Bond markets reacted quickly. Government bond yields moved higher as investors adjusted expectations for inflation and interest rates. At the same time, equity markets weakened as traders reassessed the likelihood of rate cuts.

The overall move reflected a shift in expectations. Rather than focusing on easing policy, markets began to price in the possibility that inflation may stay elevated for longer.

Reserve Bank Of Australia Rate Decision

The Reserve Bank of Australia raised its policy rate by 25 basis points to 4.10%, pointing to ongoing inflation risks and a still resilient labour market.

Interest rate decisions are important because they influence borrowing costs, spending, and investment across the economy. Higher rates are typically used to slow demand and bring inflation under control.

Market Reaction

The Australian dollar strengthened following the decision, supported by higher interest rates. Bond yields also moved higher as markets adjusted to a more cautious policy outlook.

Equities, however, were more subdued. Higher borrowing costs can weigh on growth expectations and corporate earnings, which often limits upside in stock markets.

Japan Flash PMI Signals Slower Growth

Japan’s latest Purchasing Managers’ Index (PMI) data showed that economic activity continued to expand, but at a slower pace. The composite PMI fell to 52.5 from 53.9 in the previous month, suggesting that growth is moderating.
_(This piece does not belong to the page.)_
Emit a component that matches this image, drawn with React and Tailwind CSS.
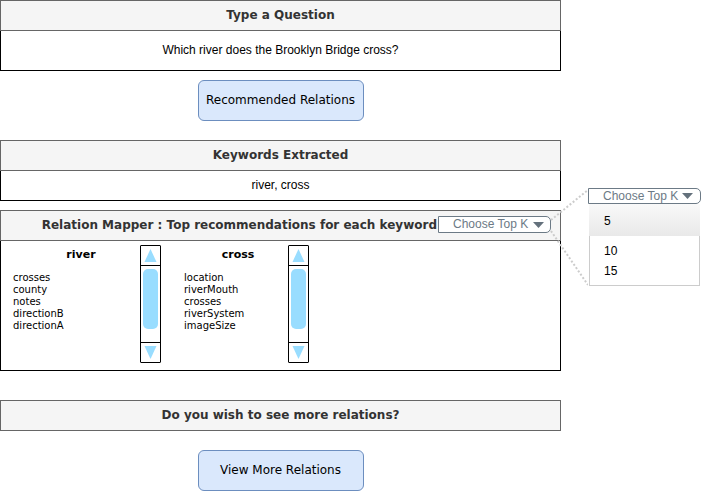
import React from "react";

const sans = "font-['DejaVu_Sans',Verdana,sans-serif]";
const arial = "font-['Liberation_Sans',Arial,sans-serif]";

const options = ["5", "10", "15"];

const mappings = [
  {
    keyword: "river",
    width: "w-[139px]",
    titlePad: "pl-[21px]",
    listPad: "pl-3",
    relations: ["crosses", "county", "notes", "directionB", "directionA"],
  },
  {
    keyword: "cross",
    width: "w-[127px]",
    titlePad: "pl-[27px]",
    listPad: "pl-[23px]",
    relations: ["location", "riverMouth", "crosses", "riverSystem", "imageSize"],
  },
];

function SectionHeader({ children, className = "justify-center" }) {
  return (
    <div className={`flex h-[31px] items-center border border-[#666666] bg-[#f5f5f5] pb-0.5 ${className}`}>
      {children}
    </div>
  );
}

function SectionTitle({ children }) {
  return (
    <h2 className={`${sans} text-[12px] leading-4 font-bold whitespace-nowrap text-[#333333]`}>
      {children}
    </h2>
  );
}

function ActionButton({ children }) {
  return (
    <button
      type="button"
      className={`${sans} h-[41px] w-[166px] self-center rounded-md border border-[#6c8ebf] bg-[#dae8fc] pb-0.5 text-[12px] leading-4 whitespace-nowrap text-black`}
    >
      {children}
    </button>
  );
}

function Caret() {
  return (
    <svg className="h-[6px] w-[11px] shrink-0" viewBox="0 0 11 6" aria-hidden="true">
      <path d="M0 0H11L5.5 6Z" fill="#64717c" />
    </svg>
  );
}

function Scrollbar({ label }) {
  return (
    <div className="flex h-[118px] w-[21px] flex-col rounded-[1px] border border-black bg-white">
      <button
        type="button"
        aria-label={`Scroll ${label} up`}
        className="flex h-5 items-center justify-center border-b border-black"
      >
        <svg className="h-[13px] w-[13px]" viewBox="0 0 13 13" aria-hidden="true">
          <path d="M6.5 0L12.5 13H0.5Z" fill="#99ddff" />
        </svg>
      </button>
      <div className="flex flex-1 justify-center pt-[3px]">
        <div className="h-[60px] w-[15px] rounded-[5px] bg-[#99ddff]" />
      </div>
      <button
        type="button"
        aria-label={`Scroll ${label} down`}
        className="flex h-5 items-center justify-center border-t border-black"
      >
        <svg className="h-[13px] w-[13px]" viewBox="0 0 13 13" aria-hidden="true">
          <path d="M0.5 0H12.5L6.5 13Z" fill="#99ddff" />
        </svg>
      </button>
    </div>
  );
}

function TopKSelect() {
  return (
    <div className="relative flex items-center">
      <select
        aria-label="Choose Top K"
        defaultValue=""
        className={`${arial} h-[17px] w-[113px] appearance-none rounded-r-[5px] border border-[#6c7a86] bg-white pl-[14px] text-[12px] leading-[15px] text-[#6c7a86]`}
      >
        <option value="">Choose Top K</option>
        {options.map((o) => (
          <option key={o}>{o}</option>
        ))}
      </select>
      <div className="pointer-events-none absolute right-[7px]">
        <Caret />
      </div>
    </div>
  );
}

function TopKMenu() {
  return (
    <div className={`${arial} text-[12px]`}>
      <button
        type="button"
        aria-haspopup="listbox"
        aria-expanded="true"
        className="flex h-4 w-full items-center justify-between rounded-r-[5px] border border-[#6c7a86] bg-white pr-[7px] pl-[14px] leading-[14px] whitespace-nowrap text-[#6c7a86]"
      >
        Choose Top K
        <Caret />
      </button>
      <ul role="listbox" aria-label="Top K" className="mx-px border border-t-0 border-[#cccccc] pb-1 text-black">
        {options.map((o, i) => (
          <li
            key={o}
            role="option"
            aria-selected={i === 0}
            className={
              i === 0
                ? "-mx-px mb-[5px] flex h-8 items-center bg-linear-to-b from-[#f9f9f9] to-[#e9e9e9] pt-0.5 pl-[15px]"
                : "flex h-5 items-center pl-[14px]"
            }
          >
            {o}
          </li>
        ))}
      </ul>
    </div>
  );
}

export default function App() {
  return (
    <div className="flex bg-white">
      <main className="flex min-w-0 flex-1 flex-col">
        <section>
          <SectionHeader>
            <label htmlFor="question">
              <SectionTitle>Type a Question</SectionTitle>
            </label>
          </SectionHeader>
          <div className="flex h-10 border border-t-0 border-black">
            <input
              id="question"
              type="text"
              defaultValue="Which river does the Brooklyn Bridge cross?"
              className={`${arial} w-full bg-transparent pb-0.5 text-center text-[12px] text-black outline-none`}
            />
          </div>
        </section>

        <div className="flex flex-col pt-[9px] pb-[19px]">
          <ActionButton>Recommended Relations</ActionButton>
        </div>

        <section>
          <SectionHeader>
            <SectionTitle>Keywords Extracted</SectionTitle>
          </SectionHeader>
          <p className={`${arial} border border-t-0 border-black text-center text-[12px] leading-[29px] text-black`}>
            river, cross
          </p>
        </section>

        <section className="pt-[9px]">
          <SectionHeader className="justify-end gap-px pr-[9px]">
            <SectionTitle>Relation Mapper : Top recommendations for each keyword</SectionTitle>
            <TopKSelect />
          </SectionHeader>
          <div className={`${sans} flex h-[130px] border border-t-0 border-black pt-1 text-black`}>
            {mappings.map((m) => (
              <React.Fragment key={m.keyword}>
                <div className={m.width}>
                  <h3 className={`${m.titlePad} text-center text-[11px] leading-5 font-bold`}>
                    {m.keyword}
                  </h3>
                  <ul className={`${m.listPad} pt-[7px] text-[10px] leading-3`}>
                    {m.relations.map((r) => (
                      <li key={r}>{r}</li>
                    ))}
                  </ul>
                </div>
                <Scrollbar label={m.keyword} />
              </React.Fragment>
            ))}
          </div>
        </section>

        <section className="pt-[29px]">
          <SectionHeader>
            <SectionTitle>Do you wish to see more relations?</SectionTitle>
          </SectionHeader>
        </section>

        <div className="flex flex-col pt-[19px]">
          <ActionButton>View More Relations</ActionButton>
        </div>
      </main>

      <aside className="w-[140px] shrink-0 pt-[188px] pl-[27px]">
        <div className="relative">
          <TopKMenu />
          <svg
            className="pointer-events-none absolute top-0 right-full h-[98px] w-[38px]"
            viewBox="0 0 38 98"
            aria-hidden="true"
          >
            <path
              d="M1 32L38 2M1 43L38 97"
              fill="none"
              stroke="#cccccc"
              strokeWidth="2"
              strokeDasharray="2 2"
            />
          </svg>
        </div>
      </aside>
    </div>
  );
}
At the same time, businesses reported rising input costs, partly driven by higher energy prices. This combination of slower growth and rising costs creates a more complex outlook for policymakers.

Market Reaction

The reaction in currency markets was mixed. Slower growth initially weighed on the yen, but rising cost pressures supported the view that inflation could remain firm.

This highlights an important point for traders. Markets do not always react to data in a straightforward way. When signals are mixed, price action can be less directional.
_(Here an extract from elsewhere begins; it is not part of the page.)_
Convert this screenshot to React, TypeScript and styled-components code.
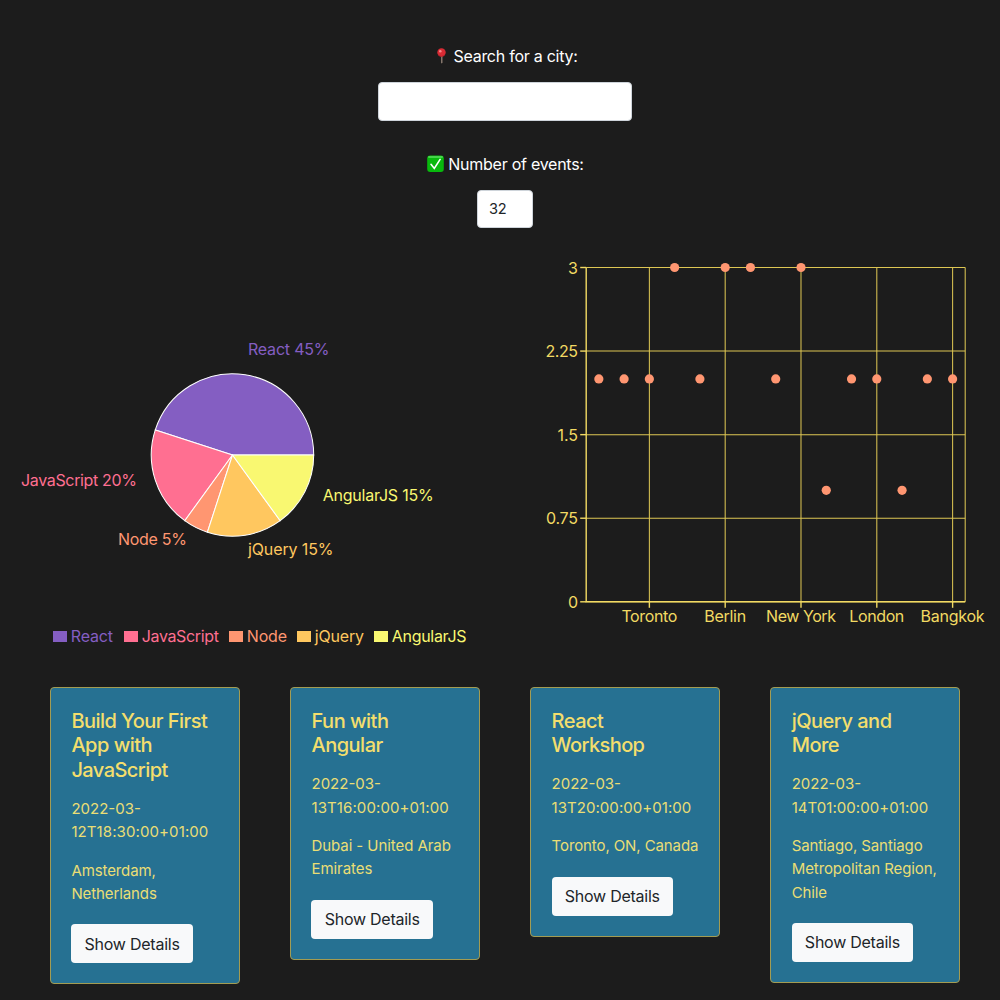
import React from 'react';
import styled, { createGlobalStyle } from 'styled-components';

const YELLOW = '#f2da63';

const GlobalStyle = createGlobalStyle`
  *, *::before, *::after { box-sizing: border-box; }
  body {
    margin: 0;
    background: #1c1c1c;
    color: #fff;
    font-family: Inter, "Liberation Sans", sans-serif;
    font-size: 16px;
  }
`;

const Page = styled.main`
  display: flex;
  flex-direction: column;
  width: 1000px;
  height: 1000px;
  overflow: hidden;
  background: #1c1c1c;
`;

const Controls = styled.section`
  display: flex;
  flex-direction: column;
  align-items: center;
  height: 246px;
  padding: 44px 0 0 11px;
`;

const Label = styled.label`
  display: flex;
  align-items: center;
  height: 25px;
  line-height: 25px;
  font-size: 16px;
  letter-spacing: -0.26px;
  white-space: nowrap;
`;

const Field = styled.input<{ $width: number; $height: number; $after: number }>`
  width: ${(p) => p.$width}px;
  height: ${(p) => p.$height}px;
  margin: 13px 1px ${(p) => p.$after}px 0;
  padding: 1px 11px 0;
  border: 1px solid #ced4da;
  border-radius: 4px;
  background: #fff;
  color: #212529;
  font: 14.6px Inter, "Liberation Sans", sans-serif;
  letter-spacing: -0.3px;
  outline: none;
`;

const Charts = styled.section`
  display: grid;
  grid-template-columns: 500px 500px;
  height: 441px;
`;

const PieColumn = styled.div`
  display: flex;
  flex-direction: column;
`;

const Drawing = styled.svg`
  display: block;
  font-family: Inter, "Liberation Sans", sans-serif;
  font-size: 16px;
`;

const Legend = styled.ul`
  display: flex;
  list-style: none;
  margin: 0;
  padding: 0 0 0 53px;
  height: 26px;
  align-items: center;
`;

const LegendItem = styled.li<{ $color: string; $width: number; $track: number }>`
  display: flex;
  align-items: center;
  flex: none;
  width: ${(p) => p.$width}px;
  color: ${(p) => p.$color};
  letter-spacing: ${(p) => p.$track}px;
  line-height: 25px;

  &::before {
    content: '';
    flex: none;
    width: 14.4px;
    height: 10.6px;
    margin: 1px 3.4px 0 0;
    background: ${(p) => p.$color};
  }
`;

const Cards = styled.section`
  display: grid;
  grid-template-columns: repeat(4, 189.5px);
  column-gap: 50.6px;
  align-items: start;
  padding-left: 50px;
`;

const Card = styled.article<{ $height: number }>`
  height: ${(p) => p.$height}px;
  padding: 20.6px 18px 20px 20.4px;
  border: 1px solid #a39c52;
  border-radius: 4px;
  background: #267192;
  color: #eade75;
`;

const CardTitle = styled.h5`
  margin: 0 0 14.4px;
  color: #f3de6d;
  font-size: 20px;
  line-height: 24.7px;
  font-weight: 500;
`;

const CardText = styled.p`
  margin: 0 0 15.4px;
  font-size: 15px;
  line-height: 23.2px;
  white-space: nowrap;
`;

const Line = styled.span<{ $track: number }>`
  display: block;
  letter-spacing: ${(p) => p.$track}px;
`;

const DetailsButton = styled.button`
  display: block;
  width: 121.4px;
  height: 39px;
  margin: 19.2px 0 0;
  padding: 0;
  border: 0;
  border-radius: 4px;
  background: #f8f9fa;
  color: #212529;
  font: 16px Inter, "Liberation Sans", sans-serif;
  letter-spacing: -0.25px;
`;

const PinIcon = () => (
  <svg width="20" height="20" viewBox="0 0 20 20">
    <path d="M8 8h1.5v7.2l-.7 1.6-.8-1.6z" fill="#85766c" />
    <circle cx="8.5" cy="5.5" r="4.2" fill="#d92b34" />
    <path d="M4.7 7.2a4.2 4.2 0 0 0 7.6 0 5 5 0 0 1-7.6 0z" fill="#a81c27" />
    <circle cx="7.3" cy="4.3" r="1.3" fill="#f7868a" />
  </svg>
);

const CheckIcon = () => (
  <svg width="21" height="18" viewBox="0 0 21 18">
    <rect x="0.2" y="0.6" width="16.6" height="16.4" rx="3" fill="#08b90d" />
    <rect x="1" y="1" width="15" height="2" rx="1" fill="#45d54a" />
    <path d="M4 9.3l3.3 4.1 5.8-9" fill="none" stroke="#fff" strokeWidth="1.6" strokeLinecap="round" />
  </svg>
);

const CX = 232.5;
const CY = 209;
const R = 81.2;

const slices = [
  { name: 'React', share: 45, color: '#845ec2', x: 248, y: 109, w: 81.5 },
  { name: 'JavaScript', share: 20, color: '#ff6f91', x: 21, y: 240.3, w: 116 },
  { name: 'Node', share: 5, color: '#ff9671', x: 118, y: 299, w: 69 },
  { name: 'jQuery', share: 15, color: '#ffc75f', x: 248, y: 309, w: 85.5 },
  { name: 'AngularJS', share: 15, color: '#f9f871', x: 322.7, y: 255, w: 111 },
];

const legend = [
  { width: 71, track: -0.15 },
  { width: 105, track: -0.36 },
  { width: 68, track: -0.2 },
  { width: 77, track: -0.2 },
  { width: 100, track: -0.3 },
];

const point = (share: number) => {
  const a = (share / 100) * Math.PI * 2;
  return `${CX + R * Math.cos(a)} ${CY - R * Math.sin(a)}`;
};

const PieChart = () => {
  let start = 0;
  return (
    <Drawing width="500" height="377" viewBox="0 0 500 377">
      {slices.map((s) => {
        const from = point(start);
        start += s.share;
        return (
          <path
            key={s.name}
            d={`M${CX} ${CY}L${from}A${R} ${R} 0 0 0 ${point(start)}Z`}
            fill={s.color}
            stroke="#fff"
            strokeWidth="1.03"
          />
        );
      })}
      {slices.map((s) => (
        <text key={s.name} x={s.x} y={s.y} fill={s.color} textLength={s.w}>
          {s.name} {s.share}%
        </text>
      ))}
    </Drawing>
  );
};

const LEFT = 86.2;
const RIGHT = 465.2;
const TOP = 21.5;
const BOTTOM = 355.8;
const STEP = 25.27;
const counts = [2, 2, 2, 3, 2, 3, 3, 2, 3, 1, 2, 2, 1, 2, 2];
const yTicks = [
  { v: 3, w: 10 },
  { v: 2.25, w: 32.5 },
  { v: 1.5, w: 20.5 },
  { v: 0.75, w: 32 },
  { v: 0, w: 10 },
];
const cities = [
  { name: 'Toronto', i: 2, w: 56 },
  { name: 'Berlin', i: 5, w: 42 },
  { name: 'New York', i: 8, w: 70 },
  { name: 'London', i: 11, w: 55 },
  { name: 'Bangkok', i: 14, w: 64 },
];

const px = (i: number) => LEFT + STEP * (i + 0.5);
const py = (v: number) => BOTTOM - ((BOTTOM - TOP) * v) / 3;

const ScatterChart = () => (
  <Drawing width="500" height="400" viewBox="0 0 500 400">
    <g stroke="#ddc653" strokeWidth="1.03">
      {yTicks.map((t) => (
        <path key={t.v} d={`M${LEFT} ${py(t.v)}H${RIGHT}`} />
      ))}
      {cities.map((c) => (
        <path key={c.name} d={`M${px(c.i)} ${TOP}V${BOTTOM}`} />
      ))}
      <path d={`M${RIGHT} ${TOP}V${BOTTOM}`} />
    </g>
    <g stroke={YELLOW} strokeWidth="1.4" fill="none">
      {yTicks.map((t) => (
        <path key={t.v} d={`M${LEFT - 6} ${py(t.v)}H${LEFT}`} />
      ))}
      {cities.map((c) => (
        <path key={c.name} d={`M${px(c.i)} ${BOTTOM}v6`} />
      ))}
      <path d={`M${LEFT} ${TOP}V${BOTTOM}H${RIGHT}`} />
    </g>
    {counts.map((v, i) => (
      <circle key={i} cx={px(i)} cy={py(v)} r="4.6" fill="#ff9671" />
    ))}
    <g fill={YELLOW}>
      {yTicks.map((t) => (
        <text key={t.v} x={78 - t.w} y={py(t.v) + 6} textLength={t.w}>
          {t.v}
        </text>
      ))}
      {cities.map((c) => (
        <text key={c.name} x={px(c.i) - c.w / 2} y="376" textLength={c.w}>
          {c.name}
        </text>
      ))}
    </g>
  </Drawing>
);

type Row = [string, number];
const events: { title: Row[]; date: Row[]; place: Row[]; height: number }[] = [
  {
    title: [['Build Your First', -0.54], ['App with', -0.5], ['JavaScript', -0.56]],
    date: [['2022-03-', 0], ['12T18:30:00+01:00', 0.1]],
    place: [['Amsterdam,', -0.1], ['Netherlands', -0.1]],
    height: 297,
  },
  {
    title: [['Fun with', -0.5], ['Angular', -0.5]],
    date: [['2022-03-', 0], ['13T16:00:00+01:00', 0.1]],
    place: [['Dubai - United Arab', -0.07], ['Emirates', -0.05]],
    height: 273,
  },
  {
    title: [['React', -0.5], ['Workshop', -0.6]],
    date: [['2022-03-', 0], ['13T20:00:00+01:00', 0.05]],
    place: [['Toronto, ON, Canada', -0.1]],
    height: 250,
  },
  {
    title: [['jQuery and', -0.5], ['More', -0.5]],
    date: [['2022-03-', 0], ['14T01:00:00+01:00', 0.05]],
    place: [['Santiago, Santiago', -0.1], ['Metropolitan Region,', -0.08], ['Chile', -0.1]],
    height: 296,
  },
];

const Lines = ({ rows }: { rows: Row[] }) => (
  <>
    {rows.map(([text, track]) => (
      <Line key={text} $track={track}>
        {text}
      </Line>
    ))}
  </>
);

export default function App() {
  return (
    <>
      <GlobalStyle />
      <Page>
        <Controls>
          <Label htmlFor="city">
            <PinIcon />
            Search for a city:
          </Label>
          <Field id="city" $width={254} $height={39} $after={30.5} />
          <Label htmlFor="count">
            <CheckIcon />
            Number of events:
          </Label>
          <Field id="count" $width={56} $height={38} $after={0} defaultValue="32" />
        </Controls>
        <Charts>
          <PieColumn>
            <PieChart />
            <Legend>
              {slices.map((s, i) => (
                <LegendItem key={s.name} $color={s.color} $width={legend[i].width} $track={legend[i].track}>
                  {s.name}
                </LegendItem>
              ))}
            </Legend>
          </PieColumn>
          <ScatterChart />
        </Charts>
        <Cards>
          {events.map((e) => (
            <Card key={e.title[0][0]} $height={e.height}>
              <CardTitle>
                <Lines rows={e.title} />
              </CardTitle>
              <CardText>
                <Lines rows={e.date} />
              </CardText>
              <CardText>
                <Lines rows={e.place} />
              </CardText>
              <DetailsButton>Show Details</DetailsButton>
            </Card>
          ))}
        </Cards>
      </Page>
    </>
  );
}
US Economic Data and Federal Reserve Outlook

Recent US data also pointed to a mixed economic picture. Some indicators suggested that growth is slowing, while inflation remains relatively persistent.

This creates uncertainty around the path of monetary policy. If inflation stays elevated, the Federal Reserve may need to keep rates higher for longer. If growth weakens more sharply, the focus may shift towards supporting the economy.

Market Reaction

US Treasury yields moved higher overall, reflecting reduced expectations for near-term rate cuts. Equity markets were more cautious, with investors weighing the balance between growth and inflation risks.

What Traders Can Learn from the Economic Calendar

The economic calendar is not just a list of events. It is a tool for understanding how markets interpret new information.

Traders often focus on three key questions:

  • How does the data compare to expectations?
  • What does this mean for inflation and growth?
  • How might central banks respond?

By thinking in these terms, it becomes easier to understand why markets move the way they do.

Economic releases can also increase short-term volatility. Being aware of upcoming data can help traders manage risk, whether that means adjusting position sizes or waiting for clearer direction after a release.

Bottom Line

This week’s economic data showed that markets are still navigating a complex environment. Rising oil prices increased inflation concerns, central bank decisions reflected caution, and business activity data pointed to slower growth.

For traders, the key takeaway is simple. Markets move on expectations. When new data changes the outlook for inflation, growth, or interest rates, prices adjust quickly.

Understanding this relationship can help traders interpret market reactions more clearly and make more informed decisions.